Problem Definition- Following set of algorithms achieve binary classification of tweets for sentiment analysis in order to determine the mood or opinions shared by the users on twitter.
Applications- Sentiment analysis has got wide applications in the analysis of survey response, product review or movie review. The usecase of this could be for industries to find out what really people think about their products and can take data driven decisions to improve their businesses.

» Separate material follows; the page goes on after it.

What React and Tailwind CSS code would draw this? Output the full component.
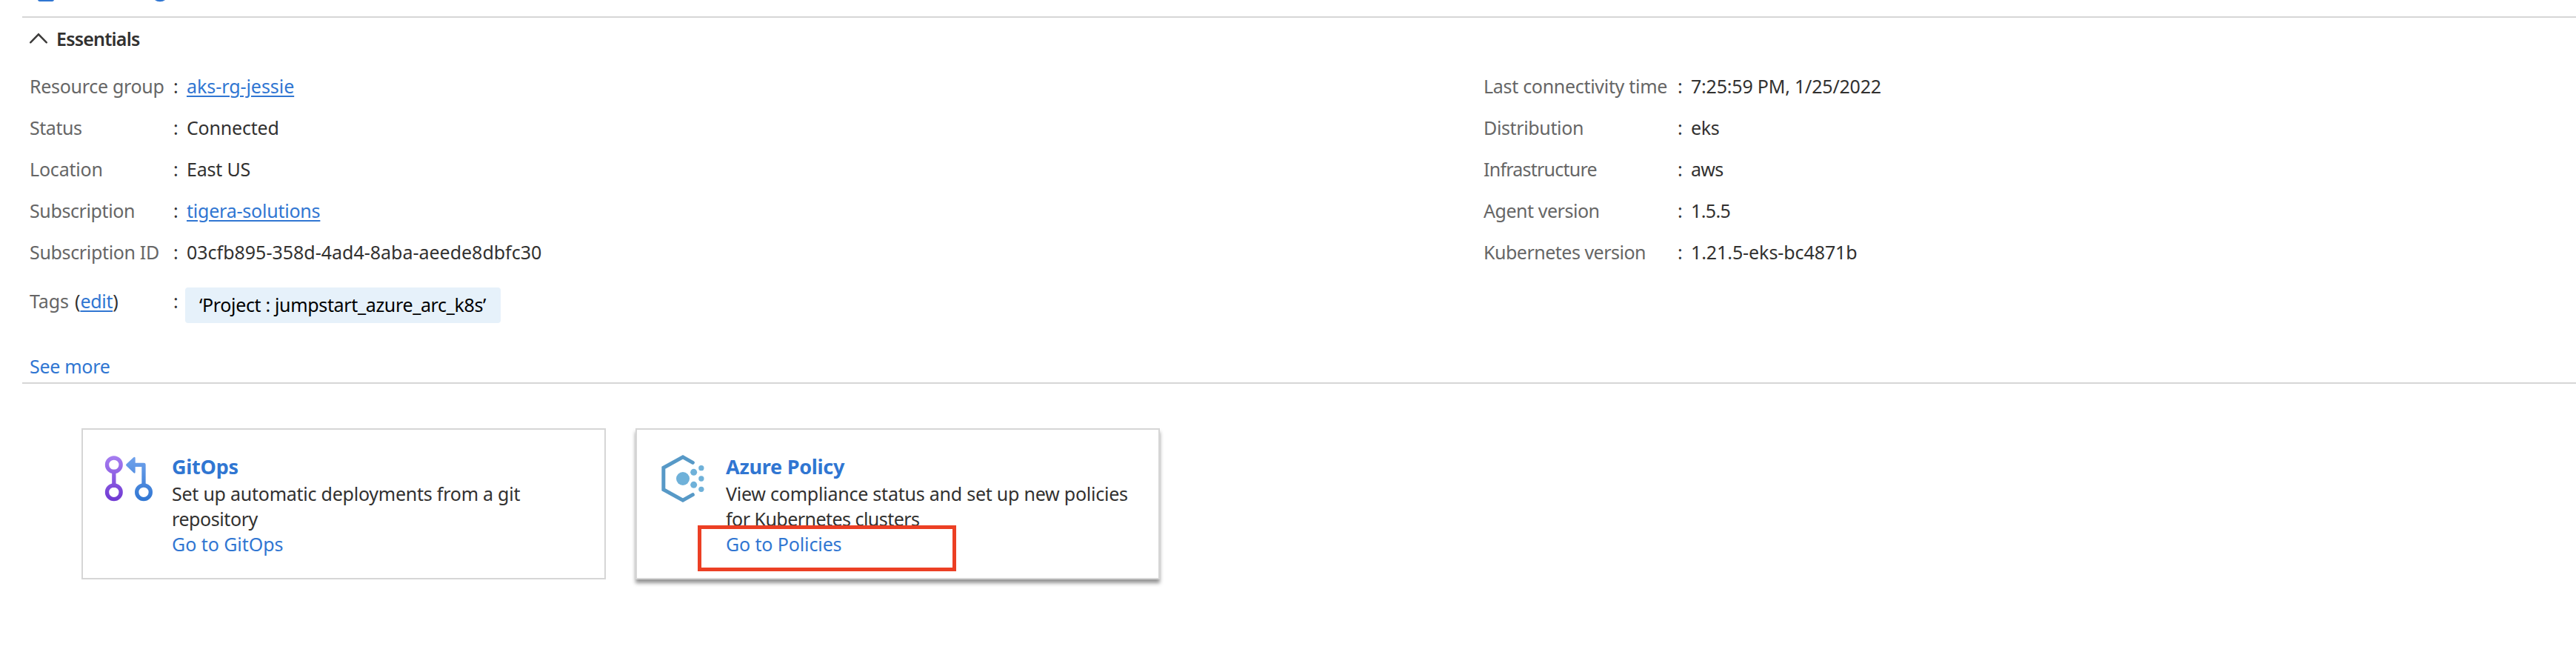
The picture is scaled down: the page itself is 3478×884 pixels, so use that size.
const link = "text-[#3076d2]";
const underlined = "text-[#3076d2] underline decoration-2 underline-offset-[3px]";

const leftRows = [
  { label: "Resource group", lt: "tracking-[-0.3px]", value: "aks-rg-jessie", vt: "tracking-[-0.06px]", linked: true },
  { label: "Status", lt: "tracking-[-0.45px]", value: "Connected", vt: "tracking-[-0.2px]" },
  { label: "Location", lt: "tracking-[-0.2px]", value: "East US", vt: "tracking-[-0.2px]" },
  { label: "Subscription", lt: "tracking-[-0.39px]", value: "tigera-solutions", vt: "tracking-[-0.22px]", linked: true },
  { label: "Subscription ID", lt: "tracking-[-0.34px]", value: "03cfb895-358d-4ad4-8aba-aeede8dbfc30", vt: "tracking-[-0.01px]" },
];

const rightRows = [
  { label: "Last connectivity time", lt: "tracking-[-0.3px]", value: "7:25:59 PM, 1/25/2022", vt: "tracking-[-0.2px]" },
  { label: "Distribution", lt: "tracking-[-0.36px]", value: "eks", vt: "tracking-[-0.4px]" },
  { label: "Infrastructure", lt: "tracking-[-0.76px]", value: "aws", vt: "tracking-[-0.7px]" },
  { label: "Agent version", lt: "tracking-[-0.46px]", value: "1.5.5", vt: "tracking-[-0.6px]" },
  { label: "Kubernetes version", lt: "tracking-[-0.5px]", value: "1.21.5-eks-bc4871b", vt: "tracking-[-0.08px]" },
];

function Row({ row, labelWidth }) {
  return (
    <div className="flex h-14 leading-[56px]">
      <dt className={`${labelWidth} ${row.lt} text-[#666666]`}>{row.label}</dt>
      <span className="w-[18px]">:</span>
      <dd className={row.vt}>
        {row.linked ? <a className={underlined}>{row.value}</a> : row.value}
      </dd>
    </div>
  );
}

function GitOpsIcon() {
  return (
    <svg className="h-[90px] w-[90px] shrink-0" viewBox="0 0 270 270" fill="none">
      <defs>
        <linearGradient id="purple" gradientUnits="userSpaceOnUse" x1="0" y1="46" x2="0" y2="229">
          <stop offset="0" stopColor="#a67ef0" />
          <stop offset="1" stopColor="#6f38d2" />
        </linearGradient>
        <linearGradient id="blue" gradientUnits="userSpaceOnUse" x1="0" y1="50" x2="0" y2="229">
          <stop offset="0" stopColor="#70a2ec" />
          <stop offset="1" stopColor="#3076d2" />
        </linearGradient>
      </defs>
      <g stroke="url(#purple)" strokeWidth="16">
        <circle cx="71.5" cy="82" r="28" />
        <circle cx="71.5" cy="193" r="28" />
        <path d="M71.5 109h.01V166h-.01z" />
      </g>
      <circle cx="192" cy="193" r="28" stroke="url(#blue)" strokeWidth="16" />
      <path
        fill="url(#blue)"
        d="M122 79 L151 52 Q158 47 158 55 V74 H193 Q200 74 200 81 V166 H184 V90 H158 V111 Q158 119 151 114 L122 86 Q118 82.500 122 79Z"
      />
    </svg>
  );
}

function PolicyIcon() {
  return (
    <svg className="h-[90px] w-[90px] shrink-0" viewBox="-6 0 270 270" fill="none">
      <path
        d="M166 73 L126 50.500 L47.500 94 V182 L126 225.500 L166 203"
        stroke="#5799c7"
        strokeWidth="15"
        strokeLinecap="round"
      />
      <g fill="#6fb1d9">
        <circle cx="126" cy="138" r="27" />
        <circle cx="170" cy="112" r="13.500" />
        <circle cx="170" cy="163" r="13.500" />
        <circle cx="200.500" cy="95" r="11" />
        <circle cx="200.500" cy="138" r="11" />
        <circle cx="200.500" cy="181" r="11" />
      </g>
    </svg>
  );
}

function Card({ icon, title, titleClass, children, className = "" }) {
  return (
    <section className={`relative flex h-[204px] w-[708px] border-2 border-[#d6d6d6] bg-white pl-[18px] ${className}`}>
      <div className="pt-5">{icon}</div>
      <div className="ml-3 whitespace-nowrap pt-[31px] leading-[34px]">
        <h3 className={`h-[38px] text-[27px] font-bold leading-[38px] text-[#3076d2] ${titleClass}`}>{title}</h3>
        {children}
      </div>
    </section>
  );
}

export default function App() {
  return (
    <div className="h-[884px] w-full overflow-hidden bg-white font-['Noto_Sans','Open_Sans',sans-serif] text-[25px] text-[#323130]">
      <svg className="block h-[22px] w-[300px]" viewBox="0 0 300 22" fill="#3076d2">
        <path d="M51 0H73Q72.500 2 70.500 2H53.500Q51.500 2 51 0Z" />
        <path d="M209 0H223Q220 2.300 216 2.300T209 0Z" />
      </svg>
      <div className="ml-[30px] h-[496px] border-y-2 border-[#d6d6d6] pl-[10px]">
        <div className="flex h-16 pt-[11px]">
          <svg className="mt-[7px] h-5 w-[26px]" viewBox="0 0 26 20" fill="none" stroke="#3b3a39" strokeWidth="2.400">
            <path d="M1.200 15.300 12 4.300 22.800 15.300" strokeLinecap="round" />
          </svg>
          <h2 className="ml-[10px] font-semibold leading-[34px] tracking-[-0.79px]">Essentials</h2>
        </div>
        <div className="flex whitespace-nowrap">
          <dl className="w-[1963px]">
            {leftRows.map((row) => (
              <Row key={row.label} row={row} labelWidth="w-[194px]" />
            ))}
            <div className="flex pt-5 leading-[48px]">
              <dt className="mt-[-6px] w-[194px] text-[#666666]">
                <span className="tracking-[-0.1px]">Tags</span>
                <span className="ml-2 text-[#323130]">(</span>
                <a className={`${underlined} tracking-[-0.31px]`}>edit</a>
                <span className="text-[#323130]">)</span>
              </dt>
              <span className="mt-[-6px] w-[16px]">:</span>
              <dd className="h-12 w-[426px] rounded-[4px] bg-[#e6f1fa] pl-[19px] leading-[46px] tracking-[-0.34px] text-black">
                ‘Project : jumpstart_azure_arc_k8s’
              </dd>
            </div>
          </dl>
          <dl>
            {rightRows.map((row) => (
              <Row key={row.label} row={row} labelWidth="w-[262px]" />
            ))}
          </dl>
        </div>
        <a className={`mt-[41px] block leading-[34px] tracking-[-0.3px] ${link}`}>See more</a>
      </div>
      <div className="ml-[110px] mt-[60px] flex gap-10">
        <Card icon={<GitOpsIcon />} title="GitOps" titleClass="tracking-[-0.25px]">
          <p className="tracking-[-0.24px]">Set up automatic deployments from a git</p>
          <p className="tracking-[-0.42px]">repository</p>
          <a className={`tracking-[-0.05px] ${link}`}>Go to GitOps</a>
        </Card>
        <Card
          icon={<PolicyIcon />}
          title="Azure Policy"
          titleClass="tracking-[-0.26px]"
          className="shadow-[0_5px_5px_rgba(0,0,0,0.42)]"
        >
          <p className="tracking-[-0.23px]">View compliance status and set up new policies</p>
          <p className="tracking-[-0.53px]">for Kubernetes clusters</p>
          <a className={`tracking-[-0.12px] ${link}`}>Go to Policies</a>
          <div className="absolute left-[82px] top-[129px] h-[62px] w-[349px] border-[5px] border-[#ec3f24]" />
        </Card>
      </div>
    </div>
  );
}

Following are the important steps of data pipeline to do the sentiment classificationinvolved-
-
Data Acquisition- I used Sentiment140 dataset provided by Stanford which is also available on Kaggle. The data is a CSV with emoticons removed. Data file format has 6 fields: 0 - the polarity of the tweet (0 = negative, 1 = positive) 1 - the id of the tweet (2087) 2 - the date of the tweet (Sat May 16 23:58:44 UTC 2009) 3 - the query (lyx). If there is no query, then this value is NO_QUERY. 4 - the user that tweeted (robotickilldozr) 5 - the text of the tweet (Lyx is cool)
-
Data preprocessing- Next important step after acquiring dataset was to clean the data and make it suitable for classification purpose. In this step the tweet sentences were formatted uniformly to make their length < 280 characters which is within the character limit of twitter by removing unnecessary part of the sentencs such as stop words, hyperlinks, removing inflection in a word, normalizing it to lower or upper case case to maintain the uniformity.
-
Data split- After preprocessing, the entire dataset was splitted into training, test and validation which is used to optimize the hyperparameters of our models
-
Vectorization- Since the words can't be fed as it is to any ML model, word2vec embedding was used along with Tokenization and lemmatization to create a meaningful mathematical representation of words in a text corpus
-
Classification- At the end, the vectorized tweets were given as an input to various ML algorithms such as SVM,logistic regression, baseline NN and RNN for classification, where RNN outperformed other ML algorithms and gave up to 84% test accuracy
Tools used: Keras, Tensorflow, Google Colab